Woodhead Farmhouse, with its adjoining cider house, likely began as a farmhouse in the 16th century and was updated and partially rebuilt in the late 19th century. The original section is built from local stone and flint rubble, while the 19th-century additions are stone rubble with brick detailing and a plastered front. Stacks include one with a Beerstone ashlar chimneyshaft and both are topped with 20th-century brick. The original part of the house has a thatched roof, the 19th-century wing a slate roof, and outbuildings a corrugated iron roof.

Initially, the house followed a three-room-and-through-passage plan, facing south. The room at the east end has a gable-end stack, and the hall has a projecting side stack. In the late 19th century, the passage and service wing were rebuilt, incorporating a two-room crosswing that projects from the west end and includes the main staircase.

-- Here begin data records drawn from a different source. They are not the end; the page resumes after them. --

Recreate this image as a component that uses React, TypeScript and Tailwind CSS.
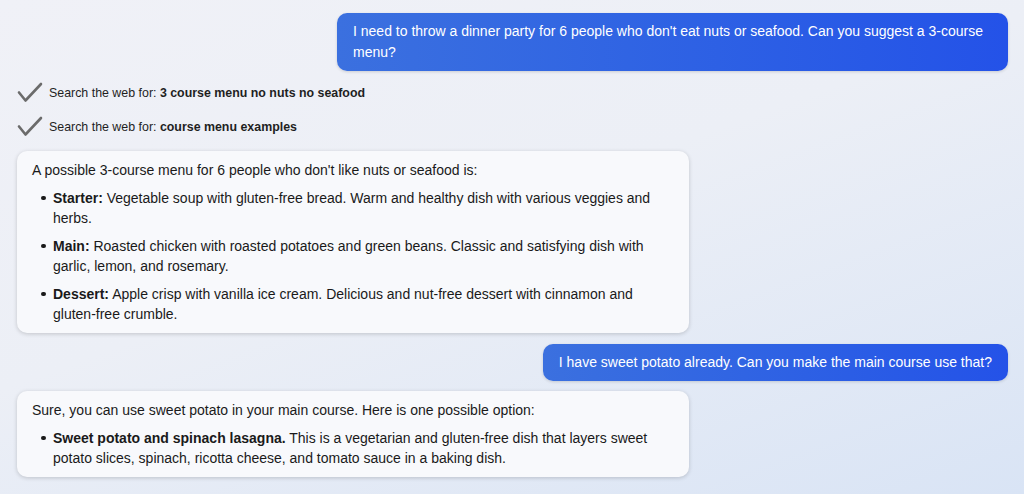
import React from "react";

function Check() {
  return (
    <svg width="26" height="22" viewBox="0 0 26 22" className="shrink-0">
      <path d="M2 10.5 L8.5 18.5 L24 2" fill="none" stroke="#6b6b6b" strokeWidth="2.6" strokeLinecap="round" strokeLinejoin="round" />
    </svg>
  );
}

function UserBubble({ children, className = "" }: { children: React.ReactNode; className?: string }) {
  return (
    <div className="flex justify-end pr-4">
      <div
        className={
          "rounded-[10px] bg-gradient-to-r from-[#3b70df] to-[#2452e8] px-4 py-2 text-[14px] leading-[21px] text-white shadow-[0_1px_3px_rgba(0,0,0,0.15)] " +
          className
        }
      >
        {children}
      </div>
    </div>
  );
}

function BotCard({ children }: { children: React.ReactNode }) {
  return (
    <div className="ml-[17px] w-[672px] rounded-[10px] bg-[#f8f9fc] px-[15px] pt-[9px] pb-[9px] text-[14px] leading-[20px] text-[#1a1a1a] shadow-[0_1px_4px_rgba(0,0,0,0.18)]">
      {children}
    </div>
  );
}

function Item({ label, children }: { label: string; children: React.ReactNode }) {
  return (
    <li className="flex">
      <div className="flex h-[20px] w-[21px] shrink-0 items-center pl-[9px]">
        <div className="h-[4.5px] w-[4.5px] rounded-full bg-[#1a1a1a]" />
      </div>
      <div>
        <b className="font-bold">{label}</b> {children}
      </div>
    </li>
  );
}

export default function App() {
  return (
    <div
      className="h-[494px] w-[1024px] overflow-hidden bg-[linear-gradient(160deg,#f0f1f7_0%,#eceff6_45%,#d9e4f5_100%)] pt-[13px]"
      style={{ fontFamily: '"Liberation Sans", Arial, Helvetica, sans-serif' }}
    >
      <UserBubble className="w-[671px]">
        I need to throw a dinner party for 6 people who don't eat nuts or seafood. Can you suggest a 3-course menu?
      </UserBubble>

      <div className="mt-[11px] flex flex-col gap-[12px] pl-[17px] text-[12.4px] text-[#1f1f1f]">
        <div className="flex h-[22px] items-center gap-[6px]">
          <Check />
          <span>
            Search the web for: <b className="font-bold">3 course menu no nuts no seafood</b>
          </span>
        </div>
        <div className="flex h-[22px] items-center gap-[6px]">
          <Check />
          <span>
            Search the web for: <b className="font-bold">course menu examples</b>
          </span>
        </div>
      </div>

      <div className="mt-[13px]">
        <BotCard>
          <p>A possible 3-course menu for 6 people who don't like nuts or seafood is:</p>
          <ul className="mt-[8px] flex flex-col gap-[8px]">
            <Item label="Starter:">
              Vegetable soup with gluten-free bread. Warm and healthy dish with various veggies and herbs.
            </Item>
            <Item label="Main:">
              Roasted chicken with roasted potatoes and green beans. Classic and satisfying dish with garlic, lemon, and rosemary.
            </Item>
            <Item label="Dessert:">
              Apple crisp with vanilla ice cream. Delicious and nut-free dessert with cinnamon and gluten-free crumble.
            </Item>
          </ul>
        </BotCard>
      </div>

      <div className="mt-[11px]">
        <UserBubble>I have sweet potato already. Can you make the main course use that?</UserBubble>
      </div>

      <div className="mt-[10px]">
        <BotCard>
          <p>Sure, you can use sweet potato in your main course. Here is one possible option:</p>
          <ul className="mt-[8px] flex flex-col gap-[8px]">
            <Item label="Sweet potato and spinach lasagna.">
              This is a vegetarian and gluten-free dish that layers sweet potato slices, spinach, ricotta cheese, and tomato sauce in a baking dish.
            </Item>
          </ul>
        </BotCard>
      </div>
    </div>
  );
}
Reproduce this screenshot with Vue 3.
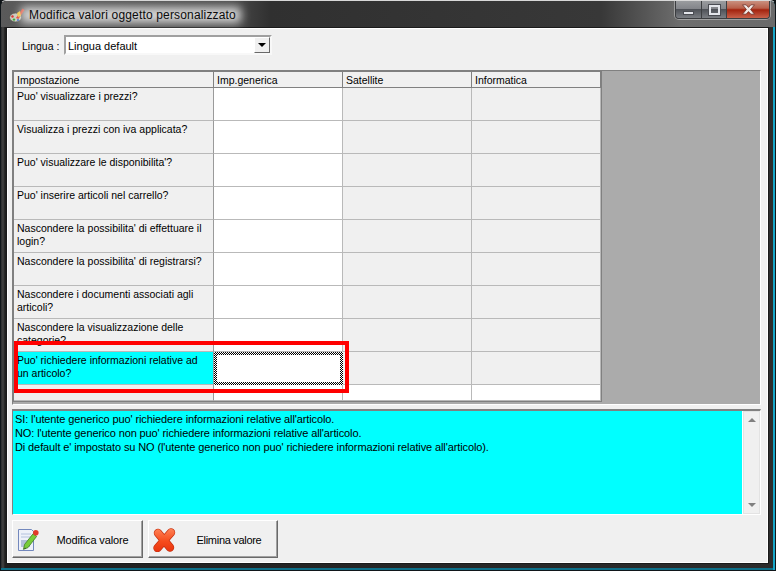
<script setup>
const columns = ['Impostazione', 'Imp.generica', 'Satellite', 'Informatica']
const rows = [
  "Puo' visualizzare i prezzi?",
  'Visualizza i prezzi con iva applicata?',
  "Puo' visualizzare le disponibilita'?",
  "Puo' inserire articoli nel carrello?",
  "Nascondere la possibilita' di effettuare il login?",
  "Nascondere la possibilita' di registrarsi?",
  'Nascondere i documenti associati agli articoli?',
  'Nascondere la visualizzazione delle categorie?',
  "Puo' richiedere informazioni relative ad un articolo?",
]
const notes = [
  "SI: l'utente generico puo' richiedere informazioni relative all'articolo.",
  "NO: l'utente generico non puo' richiedere informazioni relative all'articolo.",
  "Di default e' impostato su NO (l'utente generico non puo' richiedere informazioni relative all'articolo).",
]
</script>

<template>
  <div class="window">
    <header class="titlebar">
      <svg class="app-icon" width="17" height="16" viewBox="0 0 17 16">
        <ellipse cx="6.5" cy="10.5" rx="6" ry="4.5" fill="#c9c9bc" stroke="#4d4d48" stroke-width=".8" />
        <circle cx="3.5" cy="9.5" r="1.2" fill="#d33" />
        <circle cx="5" cy="12.6" r="1.2" fill="#3a3" />
        <circle cx="9" cy="13" r="1.1" fill="#36c" />
        <path d="M7 11 L13.5 1.5 L15.5 3 L9.5 12 Z" fill="#e23b22" />
        <path d="M8 6 L11 4 L12 9 L9 10 Z" fill="#f2c230" />
      </svg>
      <span class="title">Modifica valori oggetto personalizzato</span>
      <div class="caption-buttons">
        <span class="cap cap-min"><i></i></span>
        <span class="cap cap-max"><i></i></span>
        <span class="cap cap-close">
          <svg width="15" height="11" viewBox="0 0 15 11">
            <path d="M1.5 .8h3.6l2.4 2.6L9.9.8h3.6L9.6 5.5l3.9 4.7H9.9L7.5 7.6l-2.4 2.6H1.5l3.9-4.7z" fill="#f1e9e6" stroke="#6d3128" stroke-width=".8" />
          </svg>
        </span>
      </div>
    </header>

    <main class="client">
      <div class="lang-row">
        <label>Lingua :</label>
        <div class="combo">
          <span class="combo-text">Lingua default</span>
          <span class="combo-btn"><b></b></span>
        </div>
      </div>

      <section class="grid-panel">
        <div class="grid">
          <div class="row head">
            <div v-for="c in columns" :key="c" class="cell">{{ c }}</div>
          </div>
          <div v-for="(r, i) in rows" :key="r" class="row body" :class="{ active: i === 8 }">
            <div class="cell label"><span>{{ r }}</span></div>
            <div class="cell white" :class="{ focus: i === 8 }"></div>
            <div class="cell fixed"></div>
            <div class="cell fixed"></div>
          </div>
          <div class="row tail">
            <div class="cell tail-first"></div>
            <div class="cell white"></div>
            <div class="cell white"></div>
            <div class="cell white"></div>
          </div>
        </div>
        <div class="highlight"></div>
      </section>

      <section class="notes">
        <div class="notes-text">
          <p v-for="n in notes" :key="n">{{ n }}</p>
        </div>
        <div class="scrollbar">
          <i class="up"></i>
          <i class="down"></i>
        </div>
      </section>

      <footer class="actions">
        <button class="btn btn-edit">
          <svg width="24" height="24" viewBox="0 0 24 24">
            <path d="M2.5 1.5h13l2 2v19h-15z" fill="#eef1f9" stroke="#7388bd" />
            <path d="M5 12h9v7H5z" fill="#b4c0dc" />
            <path d="M5 6h10M5 9h10" stroke="#b4c2de" />
            <path d="M8.6 16.4l-1.2 5 4.6-1.8L20.6 8.4l-3.4-2.8z" fill="#78cc3a" stroke="#3f7d20" stroke-width=".8" />
            <path d="M9 19.5l-.8 1.6 1.8-.7z" fill="#333" />
            <circle cx="19.8" cy="4.8" r="2.8" fill="#e23a2a" />
          </svg>
          <span>Modifica valore</span>
        </button>
        <button class="btn btn-delete">
          <svg width="24" height="24" viewBox="0 0 24 24">
            <defs>
              <linearGradient id="xfill" gradientUnits="userSpaceOnUse" x1="0" y1="0" x2="0" y2="24">
                <stop offset="0" stop-color="#ff8458" />
                <stop offset=".55" stop-color="#f64c1c" />
                <stop offset="1" stop-color="#e8330e" />
              </linearGradient>
            </defs>
            <path d="M6 5 L18 19.5 M19 4.5 L5.5 20" stroke="#c42f10" stroke-width="8.4" stroke-linecap="round" fill="none" />
            <path d="M6 5 L18 19.5 M19 4.5 L5.5 20" stroke="url(#xfill)" stroke-width="7" stroke-linecap="round" fill="none" />
          </svg>
          <span>Elimina valore</span>
        </button>
      </footer>
    </main>
  </div>
</template>

<style>
html, body { margin: 0; background: #0d1215; }
</style>

<style scoped>
.window {
  width: 776px;
  height: 571px;
  box-sizing: border-box;
  padding: 0 6px 6px 5px;
  display: flex;
  flex-direction: column;
  overflow: hidden;
  font: 11px "Liberation Sans", Arial, sans-serif;
  color: #000;
  border: 1px solid #10161a;
  border-top-color: #d8d8d8;
  border-radius: 6px 6px 0 0;
  background: linear-gradient(90deg, #2a2b2d 0, #444 2px, #1f1f1f 4px, #2c2c2c 100%);
  box-shadow: inset -2px 0 0 #17a6c8, inset 0 -2px 0 #0d6f88;
}
.titlebar {
  height: 26px;
  flex: none;
  display: flex;
  align-items: center;
  position: relative;
  background: linear-gradient(90deg, #5a5a5a 0, #4a4a4a 230px, #303030 270px, #383838 600px, #6e6e6e 680px, #6a6a6a 100%);
  margin: 0 -6px 0 -5px;
  padding-left: 8px;
}
.app-icon { margin-right: 3px; flex: none; margin-top: 2px; }
.title {
  position: relative;
  isolation: isolate;
  font: 12px "Liberation Sans", Arial, sans-serif;
  letter-spacing: .16px;
  color: #0b0b0b;
  margin-top: 2px;
}
.title::before {
  content: "";
  position: absolute;
  inset: -1px -5px -1px -8px;
  background: rgba(232, 232, 232, .88);
  filter: blur(5px);
  z-index: -1;
}
.caption-buttons {
  position: absolute;
  top: 0;
  right: 5px;
  display: flex;
  height: 17px;
  border: 1px solid #3b3d40;
  border-top: 0;
  border-radius: 0 0 4px 4px;
  overflow: hidden;
  box-shadow: 0 0 0 1px rgba(255,255,255,.35);
}
.cap {
  height: 17px;
  display: flex;
  align-items: center;
  justify-content: center;
  box-sizing: border-box;
  background: linear-gradient(#9a9c9f 0, #83858a 45%, #4f5258 50%, #7b7e83 100%);
  border-right: 1px solid #3d3f42;
}
.cap-min { width: 26px; }
.cap-min i { width: 11px; height: 4px; margin-top: 6px; background: #e3e5ea; border: 1px solid #4a4c52; box-sizing: border-box; }
.cap-max { width: 25px; }
.cap-max i { width: 11px; height: 10px; border: 2px solid #e3e5ea; box-sizing: border-box; outline: 1px solid #4a4c52; }
.cap-close {
  width: 42px;
  border-right: 0;
  background: linear-gradient(#c9907f 0, #b8604a 42%, #a3230e 52%, #c8614a 100%);
}
.client {
  flex: 1;
  box-sizing: border-box;
  background: #f0f0f0;
  border: 1px solid #1a1a1a;
  box-shadow: inset 0 0 0 1px #fff;
  padding: 5px 7px 0 5px;
  display: flex;
  flex-direction: column;
}
.lang-row {
  display: flex;
  align-items: center;
  height: 24px;
  padding-left: 10px;
}
.lang-row label { font-size: 10.5px; width: 42px; flex: none; padding-top: 2px; }
.combo-text { padding-top: 1px; }
.combo {
  width: 208px;
  height: 20px;
  box-sizing: border-box;
  background: #fff;
  border: 2px solid;
  border-color: #a0a0a0 #f8f8f8 #f8f8f8 #a0a0a0;
  display: flex;
  align-items: center;
  justify-content: space-between;
  padding-left: 2px;
}
.combo-btn {
  width: 16px;
  height: 16px;
  box-sizing: border-box;
  background: #f0f0f0;
  border: 1px solid;
  border-color: #fff #696969 #696969 #fff;
  display: flex;
  align-items: center;
  justify-content: center;
}
.combo-btn b {
  border: 4px solid transparent;
  border-top-color: #000;
  border-bottom: 0;
}
.grid-panel {
  margin-top: 13px;
  height: 335px;
  flex: none;
  box-sizing: border-box;
  position: relative;
  background: #ababab;
  border: 1px solid;
  border-color: #808080 #fff #fff #808080;
}
.grid {
  width: 589px;
  height: 331px;
  box-sizing: border-box;
  border: 1px solid #808080;
  background: #fff;
  display: flex;
  flex-direction: column;
  font-size: 10.5px;
}
.row {
  display: grid;
  grid-template-columns: 200px 129px 129px 129px;
}
.cell {
  box-sizing: border-box;
  border-right: 1px solid #b9b9b9;
  border-bottom: 1px solid #b9b9b9;
  padding: 1px 3px 0;
  line-height: 14px;
  overflow: hidden;
  background: #f0f0f0;
}
.cell:first-child { border-right-color: #9a9a9a; }
.head { height: 16px; flex: none; }
.head .cell { border-bottom-color: #808080; border-right-color: #808080; }
.body { height: 33px; flex: none; }
.label { padding: 2px 3px 0; line-height: 13px; }
.white { background: #fff; }
.active .label { background: #0ff; }
.focus {
  position: relative;
  background: repeating-conic-gradient(#000 0 25%, #fff 0 50%) 0 0 / 2px 2px;
  border: 0;
}
.focus::after {
  content: "";
  position: absolute;
  inset: 3px;
  background: #fff;
}
.tail { flex: 1; }
.tail-first { background: #f0f0f0; }
.highlight {
  position: absolute;
  left: 1px;
  top: 270px;
  width: 335px;
  height: 52px;
  box-sizing: border-box;
  border: 4px solid #f00;
  pointer-events: none;
}
.notes {
  margin-top: 4px;
  height: 106px;
  flex: none;
  box-sizing: border-box;
  display: flex;
  border: 1px solid;
  border-color: #808080 #fff #fff #808080;
  border-top-width: 2px;
}
.notes-text {
  flex: 1;
  background: #0ff;
  padding: 1px 2px;
  line-height: 14px;
  letter-spacing: -.11px;
}
.notes-text p { margin: 0; }
.scrollbar {
  width: 18px;
  flex: none;
  background: #f0f0f0;
  border-left: 1px solid #fff;
  box-shadow: inset 0 0 0 1px #e3e3e3;
  display: flex;
  flex-direction: column;
  justify-content: space-between;
  align-items: center;
  padding: 7px 0;
  box-sizing: border-box;
}
.scrollbar i {
  border: 4px solid transparent;
}
.scrollbar .up { border-top: 0; border-bottom-color: #808080; }
.scrollbar .down { border-bottom: 0; border-top-color: #808080; }
.actions {
  display: flex;
  gap: 5px;
  margin-top: 5px;
}
.btn {
  height: 38px;
  box-sizing: border-box;
  width: 130px;
  background: #f0f0f0;
  border: 1px solid;
  border-color: #fff #696969 #696969 #fff;
  box-shadow: inset -1px -1px 0 #a0a0a0;
  display: flex;
  align-items: center;
  padding: 1px 4px 0 3px;
  font: 11px "Liberation Sans", Arial, sans-serif;
  letter-spacing: -.13px;
  color: #000;
}
.btn-edit { width: 131px; }
.btn svg { flex: none; }
.btn span { flex: 1; text-align: center; margin-left: 7px; }
.btn-delete span { letter-spacing: -.3px; margin-left: 9px; }
</style>
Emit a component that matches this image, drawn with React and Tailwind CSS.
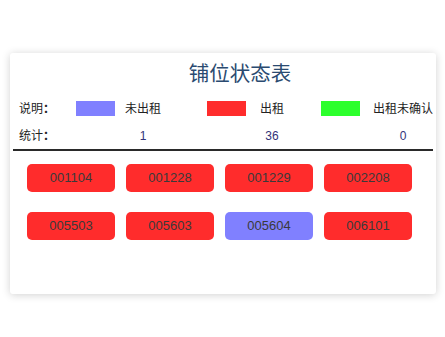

While much carpentry detail is concealed by later plasterwork, and the roofspace is inaccessible, it is thought that the original house may have been a 16th-century open hall house. The house is now two storeys tall with secondary outshots at the rear.

The front of the house has a roughly symmetrical appearance with a two-bay, two-window façade, featuring aluminum-framed casement windows without glazing bars (installed around 1980). However, the hall window (to the right of the stack) retains a late 16th or early 17th century Beerstone ashlar frame, ovolo-moulded, now missing its vertical mullion, and a hoodmould. The front doorway is now located inside the crosswing. The main block roof is gable-ended on the right and hipped on the left, while the crosswing roof is half-hipped.

The interior is largely a result of the late 19th-century modernization. The only exposed original carpentry is a plain oak lintel above the hall fireplace. Roof trusses are concealed within first-floor partitions, and the roofspace is inaccessible. However, it is likely that original 16th or 17th-century carpentry and detail still exists behind the later plaster.

A cider house is attached to the main block, projecting from the east front corner. The west end of the cider house has a doorway and a shuttered loft window. On the east end, an external staircase leads up to the apple loft. The cider house's roof is hipped at each end. It is likely a 19th-century building, containing plain carpentry detail within.